No obstante, esta nueva forma de ver la realidad está relacionada con la experiencia estética y la experiencia amatoria. Para mí tienen especial importancia aquellos autores que consideran lo bello como origen del conocimiento. En mi trabajo intelectual siempre está presente la experiencia de lo bello. Y esto acontece tanto en lo particular de la intuición como en lo universal del entendimiento. Y esto lo digo sin compartir el subjetivismo estético de Kant. Para mí, el ser que puede ser comprendido es bello. Se contempla una idea como se contempla la belleza de una mujer. El éxtasis que produce también incita a la acción. Admiración, atención y acción se fusionan en uno. Así, lo bello no solamente es producto del sentido estético sino que también está en las cosas. Y entre estas cosas objetivas están las ideas, las cuales son intrínsecamente bellas. En la formulación de un concepto y en la captación de una idea está presente la experiencia de lo sublime. La cual eleva el espíritu a lo infinito.

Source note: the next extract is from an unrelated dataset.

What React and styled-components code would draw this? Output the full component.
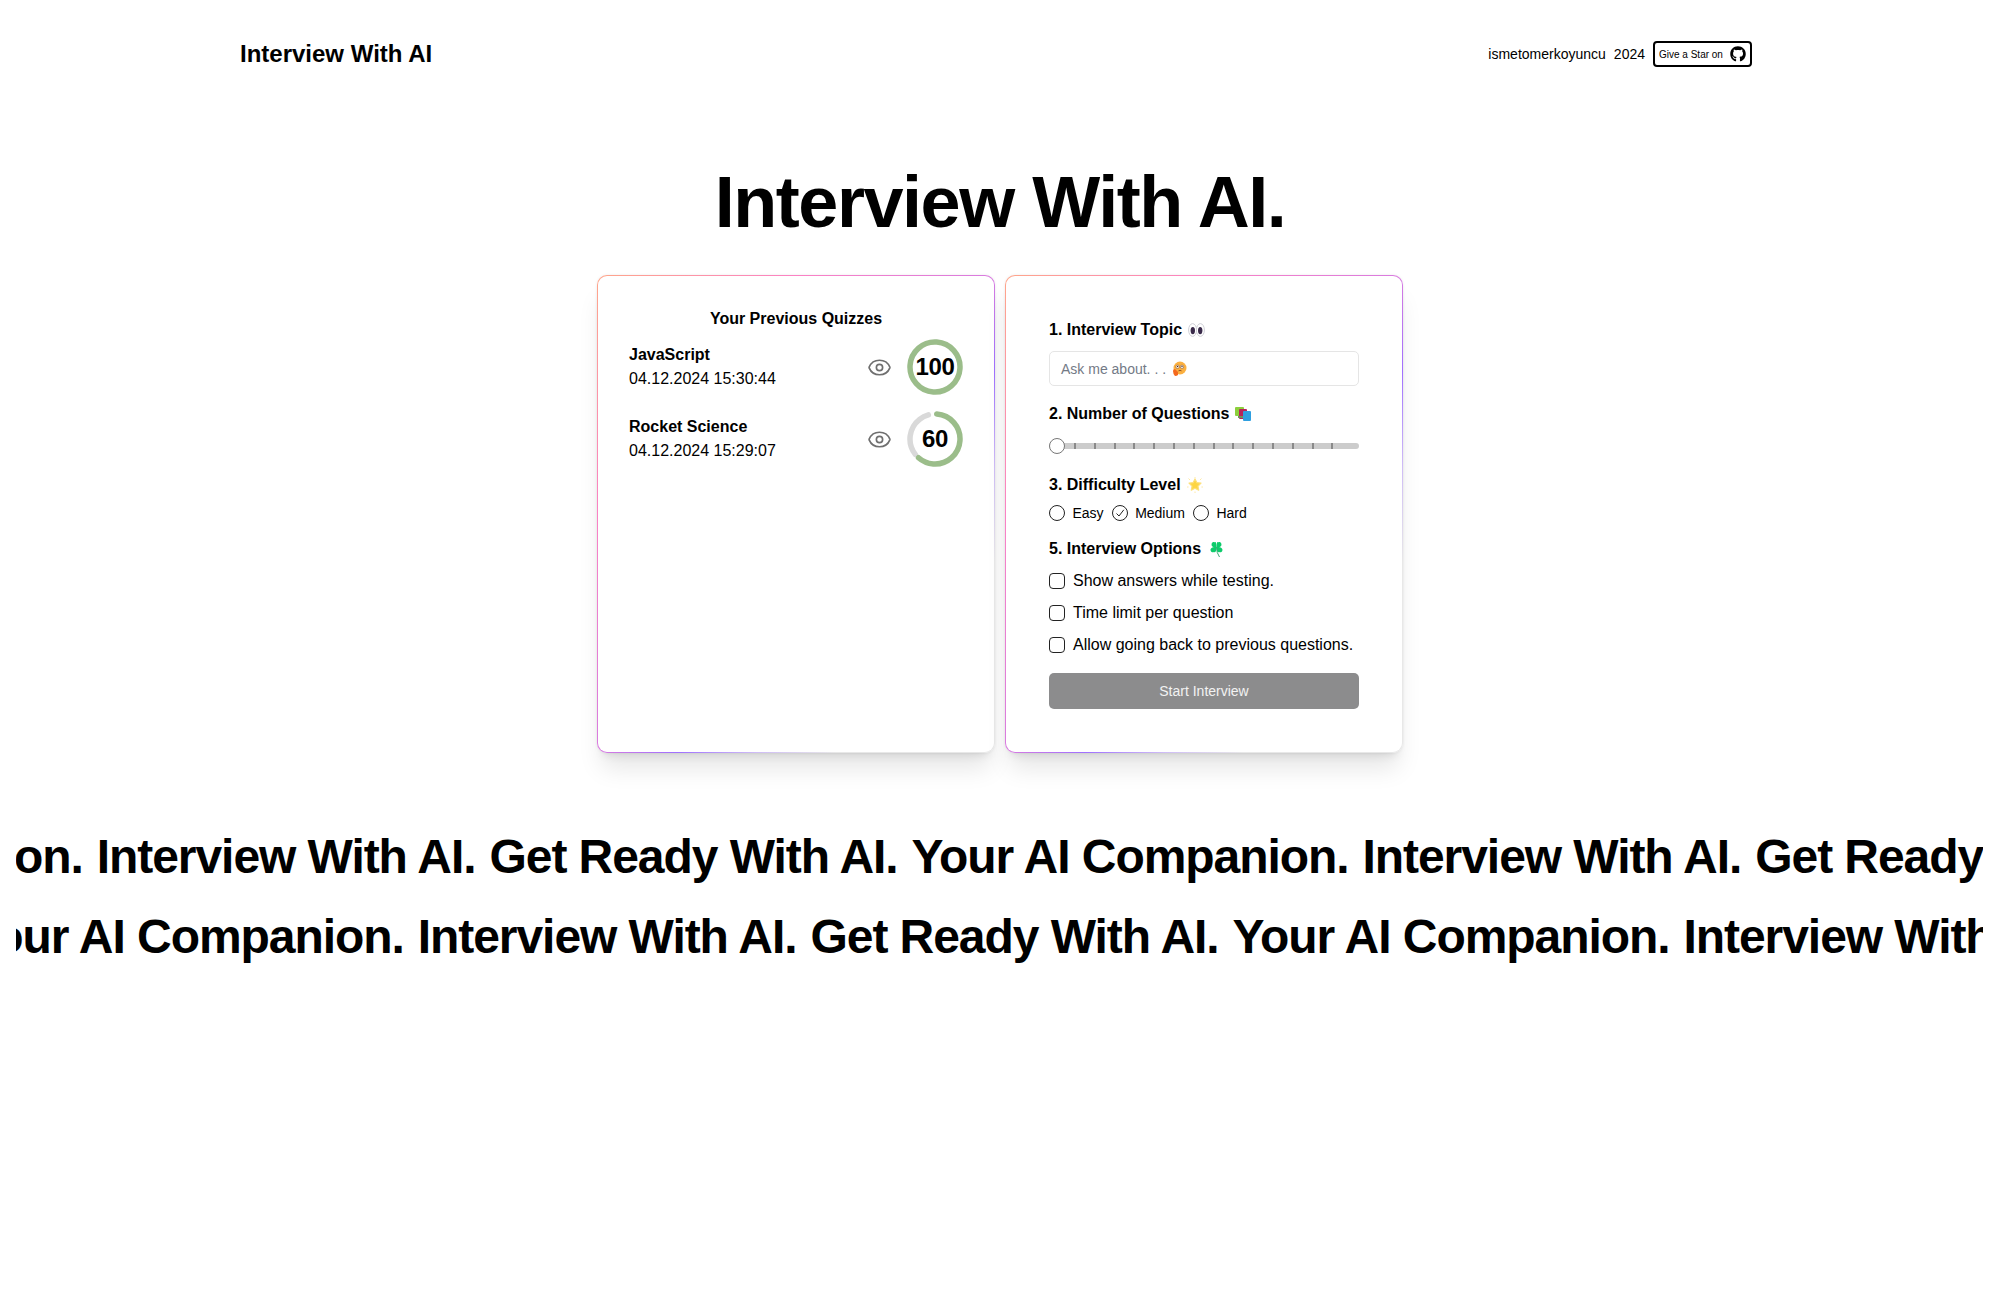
import React from "react";
import styled, { createGlobalStyle } from "styled-components";
import { Eye } from "lucide-react";
import { FaGithub } from "react-icons/fa";

const GlobalStyle = createGlobalStyle`
  * { box-sizing: border-box; }
  html, body { margin: 0; background: #fff; }
  body {
    font-family: "Liberation Sans", Arial, sans-serif;
    color: #000;
    overflow-x: hidden;
  }
`;

const Page = styled.div`
  min-height: 1300px;
  background: #fff;
`;

const Header = styled.header`
  display: flex;
  align-items: center;
  justify-content: space-between;
  height: 108px;
  padding: 0 245px 0 240px;
`;

const Brand = styled.div`
  font-size: 24px;
  font-weight: 700;
`;

const HeaderRight = styled.div`
  display: flex;
  align-items: center;
  font-size: 14px;
  gap: 8px;
`;

const StarButton = styled.a`
  display: flex;
  align-items: center;
  justify-content: space-between;
  width: 99px;
  height: 26px;
  padding: 0 4px 0 4px;
  border: 2px solid #000;
  border-radius: 4px;
  font-size: 10px;
  color: #000;
`;

const Hero = styled.h1`
  margin: 52px 0 0 3px;
  font-size: 72px;
  line-height: 84px;
  font-weight: 700;
  letter-spacing: -1.45px;
  text-align: center;
`;

const Cards = styled.div`
  display: flex;
  gap: 10px;
  justify-content: center;
  margin: 31px 0 0 3px;
`;

const Card = styled.section`
  width: 398px;
  height: 478px;
  border: 1px solid transparent;
  border-radius: 10px;
  background:
    linear-gradient(#fff, #fff) padding-box,
    linear-gradient(
        to bottom right,
        #ffa68a 0%,
        #fb82c4 25%,
        #d87be0 50%,
        #a070ff 60%,
        rgba(190, 160, 255, 0.6) 70%,
        rgba(190, 160, 255, 0) 80%
      )
      border-box,
    linear-gradient(#e8e8e8, #e8e8e8) border-box;
  box-shadow: 0 20px 25px -5px rgba(0, 0, 0, 0.1), 0 8px 10px -6px rgba(0, 0, 0, 0.1),
    0 0 3px rgba(0, 0, 0, 0.08);
`;

const HistoryCard = styled(Card)`
  padding: 33px 31px 0;
`;

const HistoryTitle = styled.h2`
  margin: 0 0 10px;
  font-size: 16px;
  line-height: 20px;
  font-weight: 700;
  text-align: center;
`;

const QuizRow = styled.div`
  display: flex;
  align-items: center;
  height: 56px;
  margin-bottom: 16px;
`;

const QuizText = styled.div`
  flex: 1;
  font-size: 16px;
  line-height: 24px;
`;

const QuizName = styled.div`
  font-weight: 700;
`;

const EyeIcon = styled(Eye)`
  color: #6f6f6f;
  margin-right: 15px;
`;

const Gauge = styled.div`
  position: relative;
  width: 56px;
  height: 56px;
`;

const GaugeValue = styled.div`
  position: absolute;
  inset: 0;
  display: flex;
  align-items: center;
  justify-content: center;
  font-size: 24px;
  font-weight: 700;
  letter-spacing: -0.3px;
`;

const FormCard = styled(Card)`
  display: flex;
  flex-direction: column;
  padding: 44px 43px 0 43px;
`;

const Label = styled.div`
  display: flex;
  align-items: center;
  gap: ${({ $gap }) => $gap || 6}px;
  height: 20px;
  margin-top: ${({ $top }) => $top || 0}px;
  font-size: 16px;
  font-weight: 700;
`;

const TopicInput = styled.div`
  display: flex;
  align-items: center;
  gap: 6px;
  height: 35px;
  margin-top: 11px;
  padding: 0 11px;
  border: 1px solid #e5e5e5;
  border-radius: 5px;
  font-size: 14px;
  color: #737a86;
`;

const Slider = styled.div`
  position: relative;
  display: flex;
  align-items: center;
  height: 16px;
  margin-top: 14px;
`;

const Track = styled.div`
  display: flex;
  align-items: center;
  gap: 17.8px;
  width: 100%;
  height: 6px;
  padding-left: 25px;
  border-radius: 3px;
  background: #cccccc;
`;

const Tick = styled.span`
  width: 2px;
  height: 6px;
  background: #8a8a8a;
`;

const Thumb = styled.span`
  position: absolute;
  left: 0;
  top: 0;
  width: 16px;
  height: 16px;
  border: 1px solid #777;
  border-radius: 50%;
  background: #fff;
`;

const RadioRow = styled.div`
  display: flex;
  align-items: center;
  height: 20px;
  margin-top: 8px;
  font-size: 14px;
`;

const RadioItem = styled.div`
  display: flex;
  align-items: center;
  gap: 7.5px;
  margin-right: 8px;
`;

const RadioDot = styled.span`
  display: flex;
  align-items: center;
  justify-content: center;
  width: 16px;
  height: 16px;
  border: 1px solid #222;
  border-radius: 50%;
`;

const CheckRow = styled.div`
  display: flex;
  align-items: center;
  gap: 8px;
  height: 20px;
  margin-top: 12px;
  font-size: 16px;
`;

const CheckBox = styled.span`
  width: 16px;
  height: 16px;
  border: 1px solid #222;
  border-radius: 4px;
`;

const StartButton = styled.button`
  height: 36px;
  margin-top: 18px;
  border: 0;
  border-radius: 5px;
  background: #8c8c8d;
  color: #f2f2f2;
  font-family: inherit;
  font-size: 14px;
`;

const Marquee = styled.div`
  margin: ${({ $top }) => $top}px 14px 0 16px;
  height: 56px;
  overflow: hidden;
`;

const MarqueeTrack = styled.div`
  display: flex;
  gap: 14px;
  width: max-content;
  margin-left: ${({ $offset }) => $offset}px;
  font-size: 48px;
  line-height: 56px;
  font-weight: 700;
  letter-spacing: -1.06px;
  white-space: nowrap;
`;

const EyesEmoji = () => (
  <svg width="17" height="14" viewBox="0 0 17 14">
    <ellipse cx="4.6" cy="7" rx="4" ry="6.4" fill="#fff" stroke="#cfcfd6" />
    <ellipse cx="12.4" cy="7" rx="4" ry="6.4" fill="#fff" stroke="#cfcfd6" />
    <ellipse cx="4.8" cy="7.6" rx="2.2" ry="3.6" fill="#3a2a4a" />
    <ellipse cx="12.2" cy="7.6" rx="2.2" ry="3.6" fill="#3a2a4a" />
  </svg>
);

const ThinkingEmoji = () => (
  <svg width="15" height="15" viewBox="0 0 15 15">
    <circle cx="8" cy="7" r="6.5" fill="#fbb040" />
    <circle cx="5.6" cy="5.8" r="1.7" fill="#fff" stroke="#7a4a2a" strokeWidth="0.5" />
    <circle cx="10" cy="5.8" r="1.7" fill="#fff" stroke="#7a4a2a" strokeWidth="0.5" />
    <circle cx="5.6" cy="5.5" r="0.7" fill="#4a2a1a" />
    <circle cx="10" cy="5.5" r="0.7" fill="#4a2a1a" />
    <path d="M6.5 9.8 q1.5 -1 3 0" stroke="#7a3a1a" strokeWidth="0.8" fill="none" />
    <path d="M1 10 q0 -2 2 -2 l3 3 v3 q-1 1 -3 1 q-2 -2 -2 -5z" fill="#f4691e" />
  </svg>
);

const BooksEmoji = () => (
  <svg width="17" height="15" viewBox="0 0 17 15">
    <rect x="0" y="0" width="9" height="9" rx="1" fill="#8ccf3c" />
    <rect x="4" y="2" width="8" height="10" rx="1" fill="#b8235a" />
    <rect x="8" y="4" width="8" height="10" rx="1" fill="#2f9fe0" />
    <rect x="3" y="9" width="5" height="2" fill="#6f8f5c" />
  </svg>
);

const StarEmoji = () => (
  <svg width="16" height="16" viewBox="0 0 16 16">
    <path
      d="M8 2 L9.8 5.6 L14 6.2 L11 9.2 L11.7 13.2 L8 11.3 L4.3 13.2 L5 9.2 L2 6.2 L6.2 5.6z"
      fill="#fdd542"
      stroke="#fde07a"
      strokeWidth="1.2"
      strokeLinejoin="round"
    />
    <path
      d="M8 0v1.4 M8 14.5v1.5 M1.5 1.5l1.5 1.5 M14.5 1.5l-1.5 1.5 M0 10h1.6 M14.4 10h1.6"
      stroke="#feeaa8"
      strokeWidth="1"
    />
  </svg>
);

const CloverEmoji = () => (
  <svg width="13" height="17" viewBox="0 0 13 17">
    <path d="M6.5 6 C3 6.5 1 5.5 1.6 3 C2 1 4 0.6 4.6 1.4 C5.6 0 6.5 2 6.5 6z" fill="#0ecb6b" />
    <path d="M6.5 6 C10 6.5 12 5.5 11.4 3 C11 1 9 0.6 8.4 1.4 C7.4 0 6.5 2 6.5 6z" fill="#0ecb6b" />
    <path d="M6.5 6 C3 5.5 0 7 0.6 9.4 C1.2 11.4 3.2 11.6 4 11 C5.2 12.2 6.5 10 6.5 6z" fill="#0ecb6b" />
    <path d="M6.5 6 C10 5.5 13 7 12.4 9.4 C11.8 11.4 9.8 11.6 9 11 C7.8 12.2 6.5 10 6.5 6z" fill="#0ecb6b" />
    <path d="M6.5 6 q0 6 3 10" stroke="#3aa874" strokeWidth="1" fill="none" />
  </svg>
);

const ScoreGauge = ({ value }) => {
  const r = 25;
  const c = 2 * Math.PI * r;
  const green = (c * value) / 100;
  return (
    <Gauge>
      <svg width="56" height="56" viewBox="0 0 56 56">
        {value < 100 && (
          <circle
            cx="28"
            cy="28"
            r={r}
            fill="none"
            stroke="#d9d9d9"
            strokeWidth="5.5"
            strokeLinecap="round"
            strokeDasharray={`${c - green - 14} ${c}`}
            transform={`rotate(${-90 + (value / 100) * 360 + 16} 28 28)`}
          />
        )}
        <circle
          cx="28"
          cy="28"
          r={r}
          fill="none"
          stroke="#9bbd8a"
          strokeWidth="5.5"
          strokeLinecap={value < 100 ? "round" : "butt"}
          strokeDasharray={value < 100 ? `${green} ${c}` : undefined}
          transform="rotate(-86 28 28)"
        />
      </svg>
      <GaugeValue>{value}</GaugeValue>
    </Gauge>
  );
};

const quizzes = [
  { name: "JavaScript", date: "04.12.2024 15:30:44", score: 100 },
  { name: "Rocket Science", date: "04.12.2024 15:29:07", score: 60 }
];

const phrases = [
  "Interview With AI.",
  "Get Ready With AI.",
  "Your AI Companion."
];

const MarqueeRow = ({ top, offset }) => (
  <Marquee $top={top}>
    <MarqueeTrack $offset={offset}>
      {[0, 1, 2].flatMap(n =>
        phrases.map(text => <span key={`${n}-${text}`}>{text}</span>)
      )}
    </MarqueeTrack>
  </Marquee>
);

const App = () => {
  return (
    <Page>
      <GlobalStyle />
      <Header>
        <Brand>Interview With AI</Brand>
        <HeaderRight>
          <span>ismetomerkoyuncu</span>
          <span>2024</span>
          <StarButton>
            Give a Star on
            <FaGithub size={16} />
          </StarButton>
        </HeaderRight>
      </Header>

      <Hero>Interview With AI.</Hero>

      <Cards>
        <HistoryCard>
          <HistoryTitle>Your Previous Quizzes</HistoryTitle>
          {quizzes.map(quiz => (
            <QuizRow key={quiz.name}>
              <QuizText>
                <QuizName>{quiz.name}</QuizName>
                <div>{quiz.date}</div>
              </QuizText>
              <EyeIcon size={25} strokeWidth={1.6} />
              <ScoreGauge value={quiz.score} />
            </QuizRow>
          ))}
        </HistoryCard>

        <FormCard>
          <Label>
            1. Interview Topic <EyesEmoji />
          </Label>
          <TopicInput>
            Ask me about. . . <ThinkingEmoji />
          </TopicInput>

          <Label $top={18}>
            2. Number of Questions <BooksEmoji />
          </Label>
          <Slider>
            <Track>
              {Array.from({ length: 14 }, (_, i) => (
                <Tick key={i} />
              ))}
            </Track>
            <Thumb />
          </Slider>

          <Label $top={21}>
            3. Difficulty Level <StarEmoji />
          </Label>
          <RadioRow>
            <RadioItem>
              <RadioDot />
              Easy
            </RadioItem>
            <RadioItem>
              <RadioDot>
                <svg width="10" height="10" viewBox="0 0 10 10">
                  <path d="M1.5 5.5 L4 8 L8.8 1.8" fill="none" stroke="#222" strokeWidth="1" />
                </svg>
              </RadioDot>
              Medium
            </RadioItem>
            <RadioItem>
              <RadioDot />
              Hard
            </RadioItem>
          </RadioRow>

          <Label $top={16} $gap={9}>
            5. Interview Options <CloverEmoji />
          </Label>
          <CheckRow>
            <CheckBox />
            Show answers while testing.
          </CheckRow>
          <CheckRow>
            <CheckBox />
            Time limit per question
          </CheckRow>
          <CheckRow>
            <CheckBox />
            Allow going back to previous questions.
          </CheckRow>

          <StartButton>Start Interview</StartButton>
        </FormCard>
      </Cards>

      <MarqueeRow top={76} offset={-1185} />
      <MarqueeRow top={24} offset={-864} />
    </Page>
  );
};

export default App;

El infinito fue el leit motiv de la filosofía romántica. Pero también es una constante indesarraigable del alma humana. Reencontrarse con esta tendencia del alma a través del trabajo intelectual me ha proporcionado el sentido teleológico del cosmos y me ha revelado la inteligencia arquetípica de Dios, capaz de una intuición total de la realidad. Es por eso, que un verdadero trabajo intelectual es no sólo una experiencia estética sino también erótico-religiosa. Porque religa con la realidad y hace uno con ella y con la divinidad. En otras palabras, todo empieza con una intuición de lo real sin mediación conceptual, pero luego se ponen en juego todas las facultades de la conciencia para formular una comunicabilidad de lo universal que nos devuelve hacia el absoluto. Es por esto que, además, el trabajo intelectual es una experiencia profundamente moral porque nos devuelve hacia la realidad del ideal, que en el fondo es la sublime unión de la libertad, la naturaleza, lo estético y lo ético.